Mir selbst geht es zum Beispiel gar nicht so, wie einigen, die ich kenne, und die behaupten, beim Ansehen von Filmen immer den Eindruck des Unwirklichen und Gefährlichen zu empfinden, wenn dort viele Menschen zusammenstehen.
Mir kommt tatsächlich der Normalfall weiterhin normal vor, und mein Gehirn und Gemüt vermögen sich nicht so schnell derart umzustellen,
dass sie Neues als selbstverständlich ansehen. Vermutlich ein Evolutionsnachteil.

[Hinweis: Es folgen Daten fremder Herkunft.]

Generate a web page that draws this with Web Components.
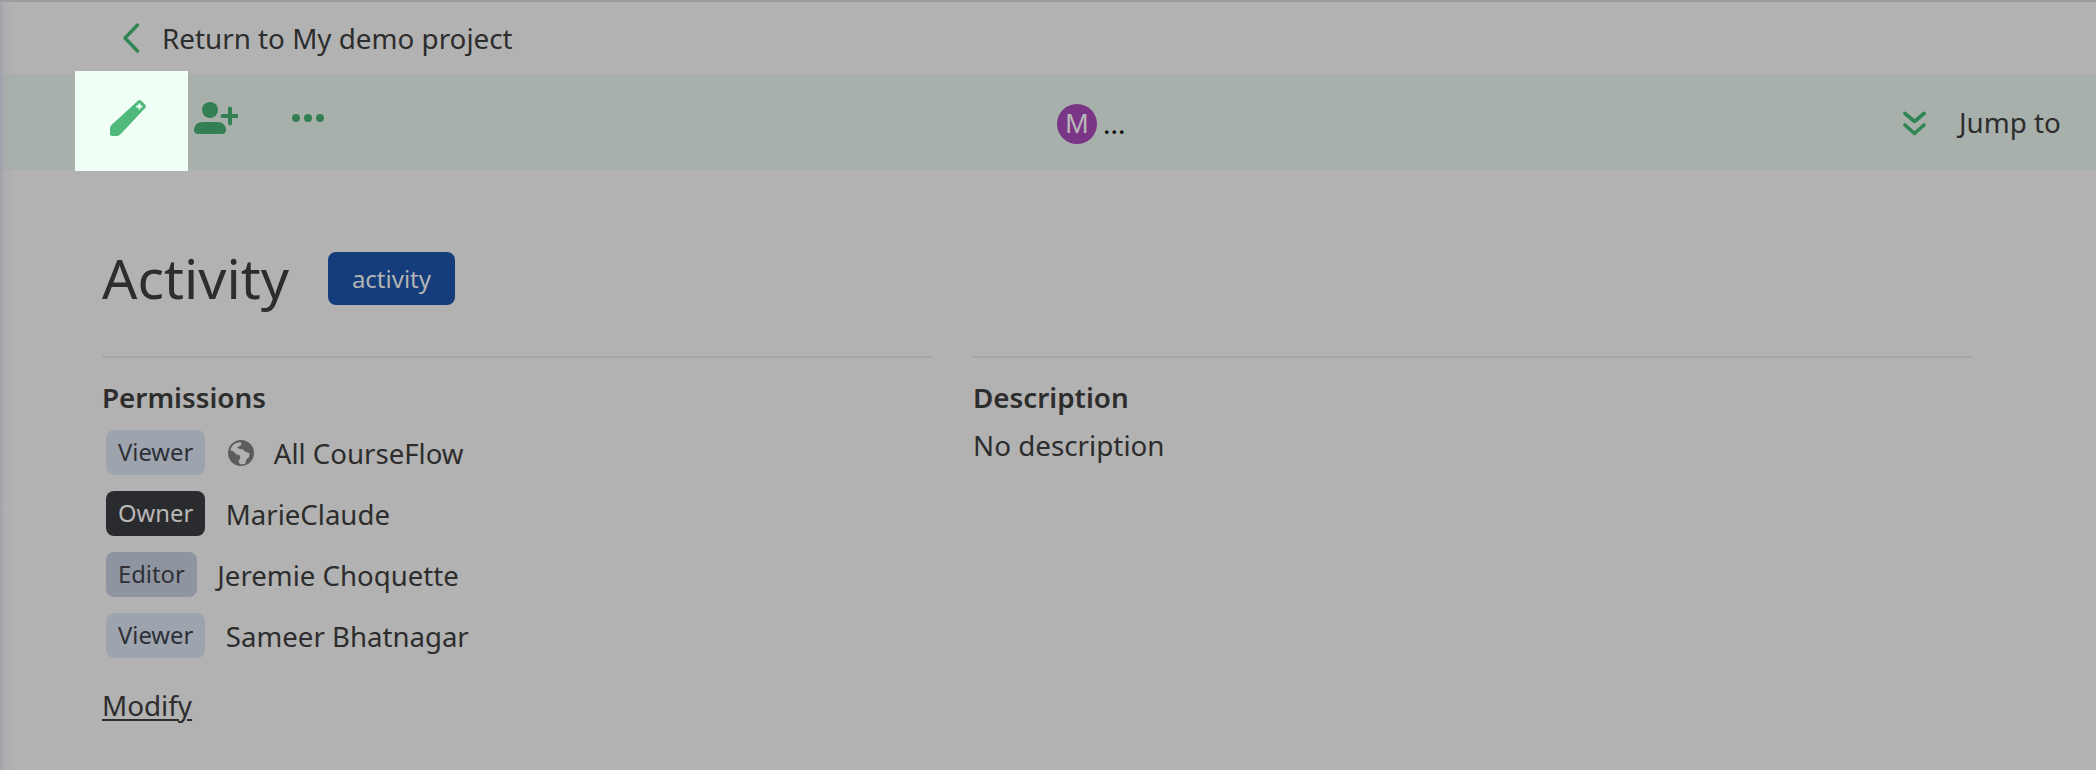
<!DOCTYPE html>
<html><head><meta charset="utf-8">
<style>
html,body{margin:0;padding:0;background:#b2b2b2;height:770px;overflow:hidden}
body{font-family:"Noto Sans",sans-serif;color:#2d2d2d}
</style></head>
<body>
<cf-page>
  <cf-return slot="return">Return to My demo project</cf-return>
  <cf-toolbar slot="toolbar"></cf-toolbar>
  <cf-header slot="header" title-text="Activity" tag="activity"></cf-header>
  <cf-section slot="left" heading="Permissions">
    <cf-perm role="Viewer" kind="viewer" globe>All CourseFlow</cf-perm>
    <cf-perm role="Owner" kind="owner">MarieClaude</cf-perm>
    <cf-perm role="Editor" kind="editor">Jeremie Choquette</cf-perm>
    <cf-perm role="Viewer" kind="viewer">Sameer Bhatnagar</cf-perm>
    <cf-link>Modify</cf-link>
  </cf-section>
  <cf-section slot="right" heading="Description">
    <cf-text>No description</cf-text>
  </cf-section>
</cf-page>
<script>
function def(name,html,init){
  customElements.define(name,class extends HTMLElement{
    constructor(){super();this.attachShadow({mode:'open'}).innerHTML=html;}
    connectedCallback(){if(init)init.call(this,this.shadowRoot);}
  });
}
def('cf-page',`<style>
:host{display:block;height:770px;box-sizing:border-box;border-top:2px solid #9c9c9c;overflow:hidden;position:relative}
.edge{position:absolute;left:0;top:0;bottom:0;width:16px;background:linear-gradient(90deg,rgba(150,150,165,.55),rgba(150,150,165,.12) 30%,rgba(150,150,165,0));pointer-events:none}
.body{padding:0 124px 0 102px}
.cols{display:grid;grid-template-columns:831px 999px;column-gap:40px}
</style>
<slot name="return"></slot><slot name="toolbar"></slot>
<div class="body"><slot name="header"></slot>
<div class="cols"><slot name="left"></slot><slot name="right"></slot></div></div><div class="edge"></div>`);

def('cf-return',`<style>
:host{display:flex;align-items:center;height:72px;padding-left:122px;font-size:27.8px;line-height:38px}
svg{width:18px;height:32px;margin-right:22px;flex:none}
</style>
<svg viewBox="0 0 18 32"><path d="M15.500 3 3 16l12.500 13" fill="none" stroke="#2f8554" stroke-width="3.400" stroke-linecap="round" stroke-linejoin="round"/></svg><slot></slot>`);

def('cf-toolbar',`<style>
:host{display:flex;align-items:center;height:96px;background:#a8b0ac;position:relative}
.edit{position:absolute;left:75px;top:-3px;width:113px;height:100px;background:#f0fff6;box-sizing:border-box;padding:29px 0 0 35px}
.left{display:flex;align-items:center;margin:0 0 8px 194px;gap:58px}
.center{position:absolute;left:1057px;top:30px;display:flex;align-items:flex-start}
.av{width:40px;height:40px;border-radius:50%;background:#7b3586;color:#b8b8b8;font-size:28px;line-height:40px;text-align:center;font-family:"Liberation Sans",sans-serif}
.dots{font-size:27.8px;line-height:38px;color:#0a0a0a;margin-left:6px;position:relative;top:0}
.right{position:absolute;left:1903px;top:30px;display:flex;align-items:center}
.right span{font-size:27.8px;line-height:38px;margin-left:33px;color:#2d2d2d;position:relative;top:-1px}
svg{display:block}
</style>
<div class="edit"><svg width="36" height="36" viewBox="0 0 36 36"><path fill="#50b87a" d="M28.200.6c.8-.8 2-.8 2.800 0l4.400 4.400c.8.800.8 2 0 2.800L11 33.700c-1.400 1.500-3 2.300-5 2.300H2c-1.100 0-2-.9-2-2v-5c0-1.500.5-2.800 1.500-3.900z"/><path fill="#f0fff6" d="M27.600 5.500h2.300v-1.900h2v1.900h1.900v2h-1.900v2h-2v-2h-2.300z" transform="translate(-1.500 0)"/></svg></div>
<div class="left">
<svg width="44" height="32" viewBox="0 0 44 32"><circle cx="16" cy="8" r="8" fill="#348054"/><path fill="#348054" d="M9 20h14c5.500 0 9 3.500 9 8v0c0 2.500-1.500 4-4 4H4c-2.500 0-4-1.500-4-4v0c0-4.500 3.500-8 9-8z"/><path d="M36 6.500v15M28.500 14h15" stroke="#348054" stroke-width="4" stroke-linecap="round"/></svg>
<svg width="32" height="8" viewBox="0 0 32 8" style="margin-left:-4px"><circle cx="4" cy="4" r="4" fill="#348054"/><circle cx="16" cy="4" r="4" fill="#348054"/><circle cx="28" cy="4" r="4" fill="#348054"/></svg>
</div>
<div class="center"><div class="av">M</div><div class="dots">...</div></div>
<div class="right"><svg width="23" height="25" viewBox="0 0 23 25"><path d="M2 2.500l9.500 8 9.500-8M2 14l9.500 8.500L21 14" fill="none" stroke="#2f8554" stroke-width="3.600" stroke-linecap="round" stroke-linejoin="round"/></svg><span>Jump to</span></div>`);

def('cf-header',`<style>
:host{display:flex;align-items:center;height:186px;box-sizing:border-box;padding:34px 0 4px}
h1{margin:0;font-size:55.4px;font-weight:400;line-height:76px;color:#2d2d2d}
.tag{margin-left:39px;width:127px;height:53px;box-sizing:border-box;border-radius:8px;background:#153d7c;color:#b4b4b4;font-size:24px;line-height:53px;text-align:center}
</style><h1></h1><div class="tag"></div>`,function(s){
  s.querySelector('h1').textContent=this.getAttribute('title-text');
  s.querySelector('.tag').textContent=this.getAttribute('tag');
});

def('cf-section',`<style>
:host{display:block;border-top:2px solid #a5a5ab;padding-top:20px}
h2{margin:0 0 3px;font-size:27.8px;font-weight:600;line-height:38px;color:#2d2d2d}
</style><h2></h2><slot></slot>`,function(s){
  s.querySelector('h2').textContent=this.getAttribute('heading');
});

const GLOBE=`<svg class="g" width="26" height="26" viewBox="0 0 26 26"><path fill="#5c5c5c" fill-rule="evenodd" d="M13 0a13 13 0 1 1 0 26 13 13 0 0 1 0-26zM7.500 3.300A11 11 0 0 0 2.300 10.500l2.700.5 3.500 3.500 3 .5 1 3-2 3 1.500 3.200c.5.100 1 .1 1.500.1 1.300 0 2.500-.2 3.600-.6l1.400-4.400 2.500-2 .5-4-4-1.500-3-2.500h-2.500L9 7.500 12 6l1.500-1.500L13 2.500l-2-.3z"/></svg>`;
def('cf-perm',`<style>
:host{display:flex;align-items:center;height:45px;margin:0 0 16px 4px;font-size:27.6px;line-height:38px}
:host(:first-child){margin-top:14px}
.b{height:45px;box-sizing:border-box;border-radius:8px;font-size:23.8px;line-height:45px;padding:0 12px;margin-right:20.500px;flex:none}
.viewer{background:#9ea4ae;color:#2d3036}
.owner{background:#2a2b2e;color:#b8b8b8}
.editor{background:#8f95a0;color:#2d3036}
#i{display:flex}
.g{margin:0 19.500px 0 2.500px;flex:none}
</style><span class="b"></span><span id="i"></span><span class="t"><slot></slot></span>`,function(s){
  const b=s.querySelector('.b');b.textContent=this.getAttribute('role');b.classList.add(this.getAttribute('kind'));
  if(this.hasAttribute('globe'))s.querySelector('#i').innerHTML=GLOBE;
});
def('cf-link',`<style>
:host{display:block;font-size:27.8px;line-height:38px;text-decoration:underline;text-underline-offset:3px;text-decoration-thickness:2px;margin-top:28px}
</style><slot></slot>`);
def('cf-text',`<style>:host{display:block;font-size:27.8px;line-height:38px;margin-top:10px}</style><slot></slot>`);
</script>
</body></html>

Dafür empfinde ich seltsamste Befremdung, wenn ich mich in Zusammenhängen aufhalte, im Supermarkt, oder im öffentlichen Nahverkehr, wo viele Menschen Masken tragen, was in Berlin ansonsten glücklicherweise nicht der Fall ist. Ich will jetzt gar nicht, wie auch bisher nicht, in die unselige Maskendebatte einsteigen, denn ich finde, man kann gut eine Maske tragen, selbst wenn sie nichts bringen sollte und nur zur sozialen Beruhigung beiträgt; »Glücklicherweise« habe ich nur
hingeschrieben, weil ich die Maske selbst als eher unbequem empfinde, und es bei anderen als genauso unangenehm, wie immer schon die Burka und andere Gesichtsverschleierungen.
Aber das eigentlich Seltsame ist ja, wenn man sich dabei beobachtet, wie man auf die Masken der Anderen reagiert. Wir haben gelernt, das Gegenüber aufgrund seines Gesichts einschätzen zu können: Ist es aggressiv, höflich, ängstlich, gutaussehend, potentielles Flirtobjekt? Wie beurteilt und bewertet man
nun Menschen, die eine Maske vorm Gesicht tragen? Was sieht man und was sieht man nicht? Was sagen uns die Augen des Anderen?
Ich muss mir dieser Tage wohl noch einmal Les yeux sans visage (»Augen ohne Gesicht«) aus dem Jahr 1960 vom schlechthin genialen französischen Außenseiter-Regisseur Georges Franju ansehen. Er gilt als Horrorfilm, ist das zwar auch, aber doch in erster Linie eine sehr poetische psychologische Studie über das, was von einem Menschen übrig bleibt, wenn er im Wortsinn sein Gesicht verliert.